En tercer lugar, en la sanidad precisamente, no es el consumidor el que determina la demanda, sino el médico, lo que hace que el precio sea el elemento menos indicado para racionalizar el mercado. No hay ninguna razón para que el consumo se dispare si es gratuito; más bien podría pensarse que el resultado viene a ser el contrario y que en una sanidad privada habría peligro de que se tendiese a un consumo excesivo y desproporcionado por la simple razón de que el médico o los hospitales fuesen proclives a diagnosticar pruebas o medidas innecesarias con la única finalidad de incrementar sus beneficios.

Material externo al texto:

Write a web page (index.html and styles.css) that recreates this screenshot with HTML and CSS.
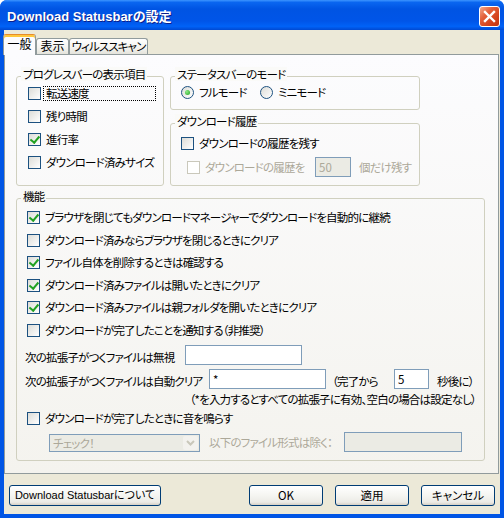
FILE: index.html
```html
<!DOCTYPE html>
<html lang="ja">
<head>
    <meta charset="UTF-8">
    <title>Download Statusbarの設定</title>
    <link rel="stylesheet" href="styles.css">
</head>
<body>
    <div class="window">
        <div class="titlebar">
            <span class="title">Download Statusbarの設定</span>
            <button class="close-btn" type="button">
                <svg width="13" height="13" viewBox="0 0 13 13">
                    <path d="M2 2 L11 11 M11 2 L2 11" stroke="#fff" stroke-width="2.4" stroke-linecap="square"/>
                </svg>
            </button>
        </div>

        <div class="client">
            <div class="tabs">
                <div class="tab tab-general active">一般</div>
                <div class="tab tab-view">表示</div>
                <div class="tab tab-virus">ウィルススキャン</div>
            </div>

            <div class="tab-panel">
                <div class="top-row">
                    <!-- progress bar items -->
                    <div class="group group-progress">
                        <div class="group-title">プログレスバーの表示項目</div>
                        <div class="group-body">
                            <div class="check-row">
                                <span class="checkbox"></span>
                                <span class="check-label focus">転送速度</span>
                            </div>
                            <div class="check-row">
                                <span class="checkbox"></span>
                                <span class="check-label">残り時間</span>
                            </div>
                            <div class="check-row">
                                <span class="checkbox checked"></span>
                                <span class="check-label">進行率</span>
                            </div>
                            <div class="check-row">
                                <span class="checkbox"></span>
                                <span class="check-label">ダウンロード済みサイズ</span>
                            </div>
                        </div>
                    </div>

                    <div class="side-col">
                        <div class="group group-mode">
                            <div class="group-title">ステータスバーのモード</div>
                            <div class="group-body radio-row">
                                <label class="option option-full">
                                    <span class="radio checked"></span>
                                    <span class="check-label">フルモード</span>
                                </label>
                                <label class="option">
                                    <span class="radio"></span>
                                    <span class="check-label">ミニモード</span>
                                </label>
                            </div>
                        </div>

                        <div class="group group-history">
                            <div class="group-title">ダウンロード履歴</div>
                            <div class="group-body">
                                <div class="check-row history-keep">
                                    <span class="checkbox"></span>
                                    <span class="check-label">ダウンロードの履歴を残す</span>
                                </div>
                                <div class="check-row history-count disabled">
                                    <span class="checkbox"></span>
                                    <span class="check-label count-label">ダウンロードの履歴を</span>
                                    <input class="textbox count-box" type="text" value="50" disabled>
                                    <span class="count-suffix">個だけ残す</span>
                                </div>
                            </div>
                        </div>
                    </div>
                </div>

                <!-- features -->
                <div class="group group-features">
                    <div class="group-title">機能</div>
                    <div class="group-body">
                        <div class="check-list">
                            <div class="check-row">
                                <span class="checkbox checked"></span>
                                <span class="check-label">ブラウザを閉じてもダウンロードマネージャーでダウンロードを自動的に継続</span>
                            </div>
                            <div class="check-row">
                                <span class="checkbox"></span>
                                <span class="check-label">ダウンロード済みならブラウザを閉じるときにクリア</span>
                            </div>
                            <div class="check-row">
                                <span class="checkbox checked"></span>
                                <span class="check-label">ファイル自体を削除するときは確認する</span>
                            </div>
                            <div class="check-row">
                                <span class="checkbox checked"></span>
                                <span class="check-label">ダウンロード済みファイルは開いたときにクリア</span>
                            </div>
                            <div class="check-row">
                                <span class="checkbox checked"></span>
                                <span class="check-label">ダウンロード済みファイルは親フォルダを開いたときにクリア</span>
                            </div>
                            <div class="check-row">
                                <span class="checkbox"></span>
                                <span class="check-label">ダウンロードが完了したことを通知する（非推奨）</span>
                            </div>
                        </div>

                        <div class="field-row ignore-row">
                            <span class="field-label ignore-label">次の拡張子がつくファイルは無視</span>
                            <input class="textbox ext-box" type="text" value="">
                        </div>
                        <div class="field-row clear-row">
                            <span class="field-label clear-label">次の拡張子がつくファイルは自動クリア</span>
                            <input class="textbox ext-box" type="text" value="*">
                            <span class="field-label delay-label">（完了から</span>
                            <input class="textbox secs-box" type="text" value="5">
                            <span class="field-label secs-label">秒後に）</span>
                        </div>
                        <p class="note">（*を入力するとすべての拡張子に有効、空白の場合は設定なし）</p>

                        <div class="check-list sound-list">
                            <div class="check-row">
                                <span class="checkbox"></span>
                                <span class="check-label">ダウンロードが完了したときに音を鳴らす</span>
                            </div>
                        </div>
                        <div class="field-row sound-row">
                            <div class="combo">
                                <span class="combo-text">チェック！</span>
                                <span class="combo-btn">
                                    <svg width="9" height="6" viewBox="0 0 9 6">
                                        <path d="M1 1 L4.5 4.5 L8 1" fill="none" stroke="#C9C7BA" stroke-width="2"/>
                                    </svg>
                                </span>
                            </div>
                            <span class="field-label exclude-label">以下のファイル形式は除く：</span>
                            <input class="textbox exclude-box" type="text" value="" disabled>
                        </div>
                    </div>
                </div>
            </div>

            <div class="dialog-buttons">
                <button class="btn btn-about" type="button">Download Statusbarについて</button>
                <button class="btn btn-ok" type="button">OK</button>
                <button class="btn" type="button">適用</button>
                <button class="btn" type="button">キャンセル</button>
            </div>
        </div>
    </div>
</body>
</html>
```

FILE: styles.css
```css
* {
    box-sizing: border-box;
}

body {
    margin: 0;
    background: #fff;
    font-family: "Noto Sans CJK JP", sans-serif;
    font-size: 11.5px;
    letter-spacing: -0.8px;
    color: #000;
    font-feature-settings: "palt";
}

/* window frame */
.window {
    width: 504px;
    height: 518px;
    display: flex;
    flex-direction: column;
    background: #0055E5;
    border-radius: 7px 7px 0 0;
    overflow: hidden;
}

.titlebar {
    flex: none;
    height: 30px;
    display: flex;
    align-items: center;
    justify-content: space-between;
    padding: 1px 4px 0 7px;
    background: linear-gradient(to bottom, #3D95FF 0%, #0A66F0 8%, #0054E3 30%, #0055E8 70%, #0062F7 88%, #0049D2 100%);
}

.title {
    color: #fff;
    font-family: "Liberation Sans", "Noto Sans CJK JP", sans-serif;
    font-weight: bold;
    font-size: 13px;
    letter-spacing: 0;
    text-shadow: 1px 1px #0A1E8C;
}

.close-btn {
    width: 21px;
    height: 21px;
    padding: 0;
    border: 1px solid #fff;
    border-radius: 3px;
    background: linear-gradient(135deg, #F3A98E 0%, #E3603A 35%, #D4421B 70%, #C2350F 100%);
    display: flex;
    align-items: center;
    justify-content: center;
    margin-top: 1px;
}

.client {
    flex: 1;
    margin: 0 4px 4px;
    background: #ECE9D8;
    display: flex;
    flex-direction: column;
}

/* tabs */
.tabs {
    flex: none;
    height: 24px;
    display: flex;
    align-items: flex-end;
    margin-left: -1px;
}

.tab {
    height: 16px;
    line-height: 14px;
    font-size: 12px;
    letter-spacing: 0;
    text-align: center;
    white-space: nowrap;
    border: 1px solid #919B9C;
    border-bottom: none;
    border-radius: 3px 3px 0 0;
    background: linear-gradient(to bottom, #FFFFFF, #F3F3EF 60%, #E4E3DB);
}

.tab.active {
    height: 21px;
    margin-bottom: -1px;
    padding-top: 2px;
    border-top-color: #E68B2C;
    box-shadow: inset 0 2px #FFC83C;
    background: #FCFCFE;
    position: relative;
    z-index: 1;
}

.tab-general {
    width: 33px;
}

.tab-view {
    width: 33px;
}

.tab-virus {
    width: 79px;
    font-size: 11.5px;
    letter-spacing: -0.9px;
}

.tab-panel {
    flex: 1;
    margin-right: 1px;
    border: 1px solid #919B9C;
    background: linear-gradient(to bottom, #FCFCFE, #F4F3EE);
    padding: 21px 13px 11px 11px;
}

/* group boxes */
.top-row {
    display: flex;
    gap: 6px;
}

.group {
    border: 1px solid #D0D0BF;
    border-radius: 3px;
}

.group-title {
    display: table;
    margin: -10px 0 0 4px;
    padding: 0 2px;
    line-height: 14px;
    white-space: nowrap;
    background: #FAFAF8;
}

.group-progress {
    width: 148px;
}

.group-progress .group-body {
    padding: 1px 0 0 11px;
}

.side-col {
    width: 250px;
}

.group-mode .group-body {
    padding: 0 0 5px 10px;
}

.group-history {
    margin-top: 13px;
}

.group-history .group-body {
    padding: 0 0 6px 10px;
}

.group-features {
    margin-top: 12px;
}

.group-features .group-body {
    padding: 0 8px 8px;
}

.group-features .group-title {
    background: #F8F8F5;
}

/* check boxes and radios */
.check-row {
    display: flex;
    align-items: center;
    height: 23px;
}

.checkbox,
.radio {
    flex: none;
    width: 13px;
    height: 13px;
    border: 1px solid #1C5180;
    background: linear-gradient(135deg, #DCDCD7, #FFFFFF);
    display: flex;
    align-items: center;
    justify-content: center;
}

.checkbox.checked::after {
    content: "";
    width: 3.5px;
    height: 7px;
    margin-top: -2px;
    border: solid #21A121;
    border-width: 0 2.5px 2.5px 0;
    transform: rotate(40deg);
}

.radio {
    border-radius: 50%;
}

.radio.checked::after {
    content: "";
    width: 5px;
    height: 5px;
    border-radius: 50%;
    background: radial-gradient(circle at 35% 35%, #8CEB86, #21A121);
}

.check-label {
    margin-left: 2px;
    padding: 0 2px;
    border: 1px dotted transparent;
    line-height: 13px;
    white-space: nowrap;
}

.check-label.focus {
    flex: 1;
    margin-right: 7px;
    border-color: #000;
}

/* height includes the 5px bottom padding of the group body */
.radio-row {
    display: flex;
    align-items: center;
    height: 28px;
}

.option {
    display: flex;
    align-items: center;
}

.option-full {
    width: 79px;
}

.history-keep {
    margin-top: 3.5px;
}

.history-count {
    margin-top: 1px;
    margin-left: 6px;
}

.disabled .checkbox {
    border-color: #CAC8BB;
    background: #fff;
}

.disabled .check-label,
.disabled .count-suffix {
    color: #ACA899;
}

.count-label {
    width: 113px;
    flex: none;
}

.count-suffix {
    margin-left: 8px;
}

/* text boxes */
.textbox {
    flex: none;
    height: 20px;
    margin: 0;
    padding: 0 3px;
    border: 1px solid #7F9DB9;
    background: #fff;
    font: inherit;
    letter-spacing: 0;
    color: #000;
    line-height: 16px;
}

.textbox:disabled {
    background: #EBEBE4;
    color: #ACA899;
}

.count-box {
    width: 36px;
}

.ext-box {
    width: 117px;
}

.secs-box {
    width: 35px;
}

.exclude-box {
    width: 118px;
}

/* feature rows */
.check-list {
    margin-left: 2px;
    padding-top: 4px;
}

.check-list .check-row {
    height: 22.5px;
}

.field-row {
    display: flex;
    align-items: flex-start;
    height: 20px;
}

.field-label {
    flex: none;
    padding-top: 5px;
    line-height: 14px;
    white-space: nowrap;
}

.ignore-row {
    margin-top: 3px;
}

.ignore-label {
    width: 160px;
}

.clear-row {
    margin-top: 4px;
}

.clear-label {
    width: 184px;
}

.delay-label {
    width: 62px;
    margin-left: 6px;
}

.secs-label {
    margin-left: 8px;
}

.note {
    margin: 3px 0 0;
    line-height: 14px;
    text-align: right;
    white-space: nowrap;
}

.sound-list {
    margin-top: 2px;
    padding-top: 0;
}

.sound-row {
    margin-top: 1.5px;
    margin-left: 24px;
}

.combo {
    flex: none;
    width: 151px;
    height: 18px;
    margin-top: 2px;
    border: 1px solid #7F9DB9;
    background: #EBEBE4;
    display: flex;
    align-items: center;
    justify-content: space-between;
}

.combo-text {
    padding-left: 3px;
    color: #ACA899;
    line-height: 14px;
}

.combo-btn {
    width: 15px;
    height: 14px;
    margin-right: 1px;
    border-radius: 2px;
    background: #F3F2EE;
    display: flex;
    align-items: center;
    justify-content: center;
}

.exclude-label {
    width: 135px;
    margin-left: 9px;
    padding-top: 3px;
    color: #ACA899;
}

/* dialog buttons */
.dialog-buttons {
    flex: none;
    display: flex;
    gap: 12px;
    height: 21px;
    margin: 11px 0 8px;
    padding: 0 5px;
}

.btn {
    width: 74px;
    height: 21px;
    padding: 0;
    border: 1px solid #003C74;
    border-radius: 3px;
    background: linear-gradient(to bottom, #FFFFFF, #F5F5F1 50%, #ECEBE6 85%, #D6D0C5);
    font: inherit;
    color: #000;
    line-height: 17px;
    white-space: nowrap;
}

.btn-about {
    width: 152px;
    font-family: "Liberation Sans", "Noto Sans CJK JP", sans-serif;
    font-size: 11px;
    letter-spacing: 0;
}

.btn-ok {
    margin-left: auto;
}
```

Pero pasemos al campo de las tarjetas de crédito, un buen negocio para las entidades financieras. Aquí no parece que el discurso del neoliberalismo económico esté interesado en racionalizar el consumo por medio del precio. En este mercado, tal y como está constituido, el coste del servicio no recae principalmente sobre el que lo demanda o lo consume, sino sobre los comerciantes que lógicamente lo repercuten a todos en el precio de los diferentes productos. Es decir, que juega una especie de impuesto que grava de forma generalizada a todos los ciudadanos en cuanto consumidores, utilicen o no la tarjeta de crédito. Ello conlleva, y aquí sí que se cumple la teoría, un consumo muy superior al que los ciudadanos estarían dispuestos a demandar si fuesen ellos los que tuviesen que asumir el coste de los servicios que realizan.
Presenciamos a diario cómo todos tendemos, bien sea en compras grandes o pequeñas, a utilizar más y más las tarjetas de crédito. Pero detrás de esta demanda generalizada se esconde un espejismo, la creencia de que su uso es gratuito. Seguro que el comportamiento sería muy diferente si en cada ocasión que utilizásemos la tarjeta de crédito el precio de la compra se incrementase un 5%.
El objetivo de las entidades financieras es muy claro: expandir lo máximo posible el uso de las tarjetas y con él sus beneficios. Para ello nada mejor que ocultar el verdadero coste de su uso, originando que se demande en una cantidad infinitamente mayor que si en cada servicio hubiese de abonarse el correspondiente precio. El planteamiento sin duda violenta las sacrosantas reglas del buen funcionamiento del mercado que la ortodoxia neoliberal ha jurado defender, pero no sé de ningún servicio de estudios que haya propugnado en este asunto cambio alguno; ellos guardan su furia exclusivamente para el sector sanitario.